** begin **

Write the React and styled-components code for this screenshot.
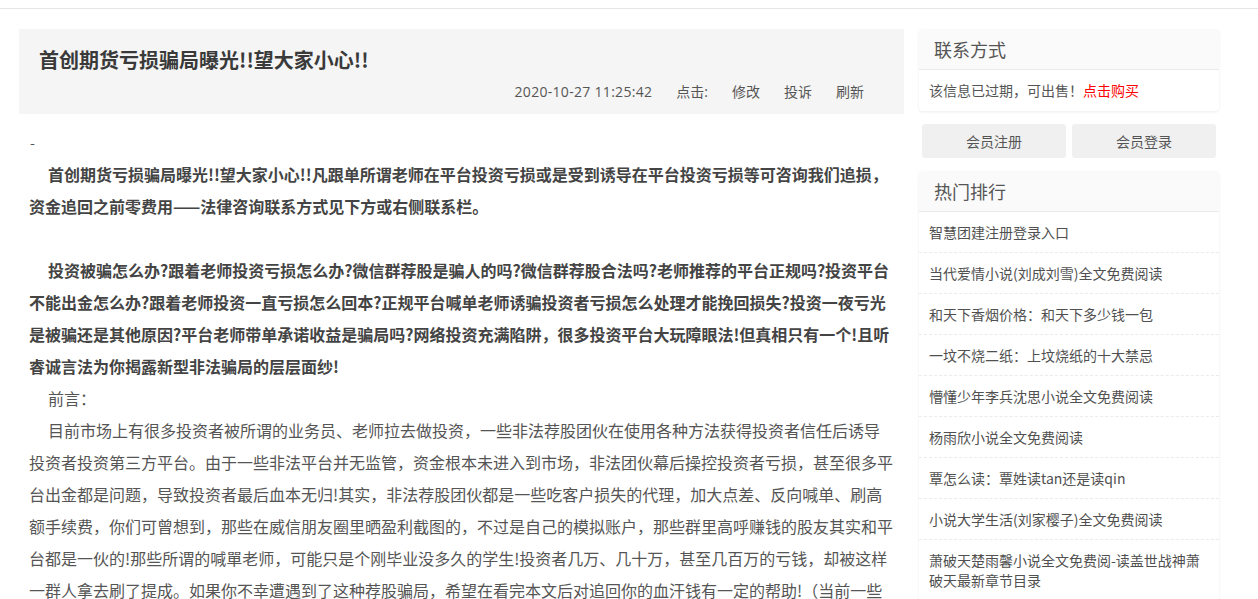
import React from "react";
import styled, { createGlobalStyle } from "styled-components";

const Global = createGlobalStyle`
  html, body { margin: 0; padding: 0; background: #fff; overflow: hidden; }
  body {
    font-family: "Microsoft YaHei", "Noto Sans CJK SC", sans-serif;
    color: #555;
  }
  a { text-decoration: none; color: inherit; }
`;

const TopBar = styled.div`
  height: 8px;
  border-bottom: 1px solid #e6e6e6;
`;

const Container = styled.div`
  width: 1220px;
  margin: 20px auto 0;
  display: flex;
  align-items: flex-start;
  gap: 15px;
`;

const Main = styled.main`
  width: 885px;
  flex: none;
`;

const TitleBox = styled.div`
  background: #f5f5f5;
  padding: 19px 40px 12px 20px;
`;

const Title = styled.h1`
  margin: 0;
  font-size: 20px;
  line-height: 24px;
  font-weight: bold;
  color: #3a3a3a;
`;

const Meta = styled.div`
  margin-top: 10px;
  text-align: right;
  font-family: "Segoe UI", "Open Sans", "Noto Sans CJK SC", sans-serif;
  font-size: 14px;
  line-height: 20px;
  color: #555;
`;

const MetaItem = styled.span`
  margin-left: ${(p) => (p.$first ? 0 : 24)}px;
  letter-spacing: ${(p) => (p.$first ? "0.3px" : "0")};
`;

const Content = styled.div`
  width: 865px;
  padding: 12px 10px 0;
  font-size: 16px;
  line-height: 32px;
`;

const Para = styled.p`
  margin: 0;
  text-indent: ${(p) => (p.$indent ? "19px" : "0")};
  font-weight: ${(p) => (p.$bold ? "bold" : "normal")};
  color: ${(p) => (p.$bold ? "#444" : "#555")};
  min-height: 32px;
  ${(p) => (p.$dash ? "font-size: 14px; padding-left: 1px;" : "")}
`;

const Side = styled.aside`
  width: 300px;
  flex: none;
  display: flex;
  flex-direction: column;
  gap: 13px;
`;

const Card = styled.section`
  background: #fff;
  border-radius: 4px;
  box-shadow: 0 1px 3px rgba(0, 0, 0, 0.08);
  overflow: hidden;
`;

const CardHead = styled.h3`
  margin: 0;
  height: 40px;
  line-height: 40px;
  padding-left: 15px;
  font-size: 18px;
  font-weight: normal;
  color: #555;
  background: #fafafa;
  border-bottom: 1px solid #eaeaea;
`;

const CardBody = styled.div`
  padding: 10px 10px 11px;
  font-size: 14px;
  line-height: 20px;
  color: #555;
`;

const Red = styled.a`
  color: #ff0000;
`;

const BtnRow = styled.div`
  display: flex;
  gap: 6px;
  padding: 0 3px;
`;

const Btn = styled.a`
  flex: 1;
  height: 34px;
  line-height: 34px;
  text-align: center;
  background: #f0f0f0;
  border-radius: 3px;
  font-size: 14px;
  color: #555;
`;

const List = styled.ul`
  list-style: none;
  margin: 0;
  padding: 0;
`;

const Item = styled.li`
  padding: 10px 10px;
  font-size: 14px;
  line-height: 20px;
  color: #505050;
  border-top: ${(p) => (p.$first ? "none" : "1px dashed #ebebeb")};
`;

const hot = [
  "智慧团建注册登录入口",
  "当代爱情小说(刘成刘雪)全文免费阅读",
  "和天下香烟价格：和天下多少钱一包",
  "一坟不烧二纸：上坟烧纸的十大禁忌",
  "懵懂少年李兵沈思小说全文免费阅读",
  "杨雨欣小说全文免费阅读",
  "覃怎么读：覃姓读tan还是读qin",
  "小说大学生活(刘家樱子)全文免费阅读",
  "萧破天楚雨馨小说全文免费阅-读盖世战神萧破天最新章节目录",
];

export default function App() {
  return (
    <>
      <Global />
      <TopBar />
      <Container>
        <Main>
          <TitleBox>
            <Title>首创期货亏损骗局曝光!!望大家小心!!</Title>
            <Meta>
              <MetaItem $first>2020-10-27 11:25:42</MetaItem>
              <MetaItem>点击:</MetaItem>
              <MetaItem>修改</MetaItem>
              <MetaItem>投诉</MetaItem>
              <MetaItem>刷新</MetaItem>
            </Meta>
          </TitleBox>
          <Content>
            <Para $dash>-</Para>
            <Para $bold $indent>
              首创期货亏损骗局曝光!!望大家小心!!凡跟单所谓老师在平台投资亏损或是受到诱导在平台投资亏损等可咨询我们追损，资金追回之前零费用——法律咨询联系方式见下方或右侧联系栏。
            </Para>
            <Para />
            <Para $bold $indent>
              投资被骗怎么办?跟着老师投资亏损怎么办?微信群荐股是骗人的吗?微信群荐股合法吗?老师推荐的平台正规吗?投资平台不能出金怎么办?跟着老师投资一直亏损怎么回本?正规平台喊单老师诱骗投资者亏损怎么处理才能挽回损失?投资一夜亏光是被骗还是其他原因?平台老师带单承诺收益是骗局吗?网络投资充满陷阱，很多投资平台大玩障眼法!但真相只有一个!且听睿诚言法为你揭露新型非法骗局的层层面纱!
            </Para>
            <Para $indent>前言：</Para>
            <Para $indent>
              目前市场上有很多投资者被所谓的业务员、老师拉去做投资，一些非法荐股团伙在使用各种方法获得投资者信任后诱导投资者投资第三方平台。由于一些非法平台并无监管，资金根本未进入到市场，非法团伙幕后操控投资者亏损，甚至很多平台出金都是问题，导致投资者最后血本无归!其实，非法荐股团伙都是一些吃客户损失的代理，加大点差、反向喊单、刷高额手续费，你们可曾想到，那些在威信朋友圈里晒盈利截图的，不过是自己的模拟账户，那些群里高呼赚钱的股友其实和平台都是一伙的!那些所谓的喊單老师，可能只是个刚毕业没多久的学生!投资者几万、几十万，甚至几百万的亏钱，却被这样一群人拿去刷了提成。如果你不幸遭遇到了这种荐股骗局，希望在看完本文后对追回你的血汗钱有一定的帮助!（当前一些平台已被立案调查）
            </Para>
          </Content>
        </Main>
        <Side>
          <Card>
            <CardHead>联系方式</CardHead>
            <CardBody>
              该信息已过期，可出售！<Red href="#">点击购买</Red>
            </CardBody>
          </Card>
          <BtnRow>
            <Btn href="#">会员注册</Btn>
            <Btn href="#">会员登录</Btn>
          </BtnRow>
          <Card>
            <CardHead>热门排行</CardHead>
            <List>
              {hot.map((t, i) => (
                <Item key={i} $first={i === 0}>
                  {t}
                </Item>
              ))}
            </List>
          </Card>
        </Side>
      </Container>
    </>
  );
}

** end **
** begin **

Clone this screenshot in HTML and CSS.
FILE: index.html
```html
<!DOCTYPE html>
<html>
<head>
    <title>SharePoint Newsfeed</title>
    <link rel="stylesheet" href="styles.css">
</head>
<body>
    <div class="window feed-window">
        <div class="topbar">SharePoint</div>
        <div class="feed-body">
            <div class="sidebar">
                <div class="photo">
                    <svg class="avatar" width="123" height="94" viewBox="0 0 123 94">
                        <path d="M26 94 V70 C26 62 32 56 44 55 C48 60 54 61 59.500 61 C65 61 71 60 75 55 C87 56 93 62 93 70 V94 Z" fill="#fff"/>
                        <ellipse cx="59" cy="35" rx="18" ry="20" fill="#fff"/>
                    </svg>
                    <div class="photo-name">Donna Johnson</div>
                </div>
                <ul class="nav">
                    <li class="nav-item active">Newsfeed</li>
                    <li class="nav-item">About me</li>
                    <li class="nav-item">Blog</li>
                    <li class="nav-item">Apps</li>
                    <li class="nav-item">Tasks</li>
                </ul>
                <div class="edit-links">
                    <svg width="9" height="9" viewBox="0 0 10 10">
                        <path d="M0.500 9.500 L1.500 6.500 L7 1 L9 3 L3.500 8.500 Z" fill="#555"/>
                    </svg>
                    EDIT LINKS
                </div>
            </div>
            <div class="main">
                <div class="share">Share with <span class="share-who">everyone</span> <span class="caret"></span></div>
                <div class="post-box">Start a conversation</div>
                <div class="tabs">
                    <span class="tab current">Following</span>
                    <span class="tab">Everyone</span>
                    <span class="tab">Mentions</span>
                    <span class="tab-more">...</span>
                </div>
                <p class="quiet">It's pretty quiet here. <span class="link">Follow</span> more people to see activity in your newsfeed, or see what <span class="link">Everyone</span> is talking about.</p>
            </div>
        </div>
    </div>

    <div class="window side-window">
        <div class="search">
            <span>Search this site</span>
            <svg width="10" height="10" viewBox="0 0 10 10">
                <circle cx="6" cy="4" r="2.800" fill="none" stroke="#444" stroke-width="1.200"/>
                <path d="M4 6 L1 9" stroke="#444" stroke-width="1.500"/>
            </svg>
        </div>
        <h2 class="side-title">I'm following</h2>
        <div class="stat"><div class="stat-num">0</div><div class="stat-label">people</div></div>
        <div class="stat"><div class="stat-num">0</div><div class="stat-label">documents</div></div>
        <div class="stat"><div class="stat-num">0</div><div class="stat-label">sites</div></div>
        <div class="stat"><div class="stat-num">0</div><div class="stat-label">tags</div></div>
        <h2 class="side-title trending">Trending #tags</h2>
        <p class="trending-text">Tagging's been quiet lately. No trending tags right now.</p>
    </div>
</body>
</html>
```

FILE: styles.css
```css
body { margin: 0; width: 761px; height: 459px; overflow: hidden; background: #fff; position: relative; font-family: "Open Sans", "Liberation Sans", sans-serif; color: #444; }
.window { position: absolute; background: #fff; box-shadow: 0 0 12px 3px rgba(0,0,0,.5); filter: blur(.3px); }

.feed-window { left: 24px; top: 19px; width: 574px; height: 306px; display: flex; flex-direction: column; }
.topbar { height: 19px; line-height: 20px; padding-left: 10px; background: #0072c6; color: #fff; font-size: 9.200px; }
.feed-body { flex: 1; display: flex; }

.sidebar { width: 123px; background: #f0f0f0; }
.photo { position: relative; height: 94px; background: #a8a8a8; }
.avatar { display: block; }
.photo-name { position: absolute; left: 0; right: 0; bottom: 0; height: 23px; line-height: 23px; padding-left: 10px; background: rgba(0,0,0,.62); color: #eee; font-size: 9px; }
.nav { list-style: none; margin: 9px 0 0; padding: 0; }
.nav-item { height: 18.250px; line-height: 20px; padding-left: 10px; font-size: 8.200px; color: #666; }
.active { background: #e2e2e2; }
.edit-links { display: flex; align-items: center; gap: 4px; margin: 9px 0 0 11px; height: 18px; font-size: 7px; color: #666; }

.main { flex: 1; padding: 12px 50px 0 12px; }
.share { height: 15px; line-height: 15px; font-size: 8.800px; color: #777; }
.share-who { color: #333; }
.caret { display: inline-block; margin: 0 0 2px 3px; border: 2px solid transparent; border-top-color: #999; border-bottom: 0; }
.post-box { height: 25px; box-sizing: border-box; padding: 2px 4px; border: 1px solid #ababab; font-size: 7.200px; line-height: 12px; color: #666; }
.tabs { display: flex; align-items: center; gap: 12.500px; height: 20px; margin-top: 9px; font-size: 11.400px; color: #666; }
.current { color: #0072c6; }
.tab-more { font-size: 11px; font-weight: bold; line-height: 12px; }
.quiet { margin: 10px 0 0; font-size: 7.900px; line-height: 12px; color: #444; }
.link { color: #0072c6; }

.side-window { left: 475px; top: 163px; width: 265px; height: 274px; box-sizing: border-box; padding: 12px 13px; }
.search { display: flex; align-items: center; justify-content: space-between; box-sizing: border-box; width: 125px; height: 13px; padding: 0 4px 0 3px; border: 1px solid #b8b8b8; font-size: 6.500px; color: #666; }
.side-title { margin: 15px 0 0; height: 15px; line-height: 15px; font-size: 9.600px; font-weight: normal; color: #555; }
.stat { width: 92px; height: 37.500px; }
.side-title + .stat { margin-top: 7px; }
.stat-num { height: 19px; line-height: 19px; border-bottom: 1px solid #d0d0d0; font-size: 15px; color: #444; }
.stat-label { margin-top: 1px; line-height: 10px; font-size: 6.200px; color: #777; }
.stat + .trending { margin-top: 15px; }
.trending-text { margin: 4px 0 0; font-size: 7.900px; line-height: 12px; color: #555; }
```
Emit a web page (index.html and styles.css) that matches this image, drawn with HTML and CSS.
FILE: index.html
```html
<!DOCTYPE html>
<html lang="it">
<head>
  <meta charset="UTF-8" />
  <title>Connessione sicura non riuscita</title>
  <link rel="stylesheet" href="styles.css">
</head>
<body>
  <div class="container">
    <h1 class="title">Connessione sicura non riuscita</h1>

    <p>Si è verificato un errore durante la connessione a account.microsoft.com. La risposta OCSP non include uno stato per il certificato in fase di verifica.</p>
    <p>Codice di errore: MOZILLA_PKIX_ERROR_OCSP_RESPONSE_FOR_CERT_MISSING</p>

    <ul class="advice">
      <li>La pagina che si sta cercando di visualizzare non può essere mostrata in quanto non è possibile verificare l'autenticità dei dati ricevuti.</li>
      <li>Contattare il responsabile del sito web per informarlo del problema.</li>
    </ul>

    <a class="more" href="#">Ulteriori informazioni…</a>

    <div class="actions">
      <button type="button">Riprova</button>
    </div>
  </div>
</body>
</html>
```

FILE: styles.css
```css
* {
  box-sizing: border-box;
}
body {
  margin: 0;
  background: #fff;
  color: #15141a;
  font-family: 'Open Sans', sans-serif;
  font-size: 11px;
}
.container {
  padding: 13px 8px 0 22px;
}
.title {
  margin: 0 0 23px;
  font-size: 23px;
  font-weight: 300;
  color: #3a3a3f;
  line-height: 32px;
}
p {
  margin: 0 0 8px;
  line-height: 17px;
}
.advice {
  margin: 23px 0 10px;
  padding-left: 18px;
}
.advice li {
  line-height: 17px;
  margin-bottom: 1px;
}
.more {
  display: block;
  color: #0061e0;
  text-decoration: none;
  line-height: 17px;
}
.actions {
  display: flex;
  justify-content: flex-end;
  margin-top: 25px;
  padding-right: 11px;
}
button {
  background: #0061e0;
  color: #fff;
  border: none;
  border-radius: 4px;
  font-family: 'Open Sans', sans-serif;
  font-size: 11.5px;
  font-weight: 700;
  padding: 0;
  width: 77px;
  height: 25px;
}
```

** end **

WHAT IS NEEDED ::
Your answer should be a single number: the count of lines in the entries that contain the word "this".

FINAL ANSWER ::
4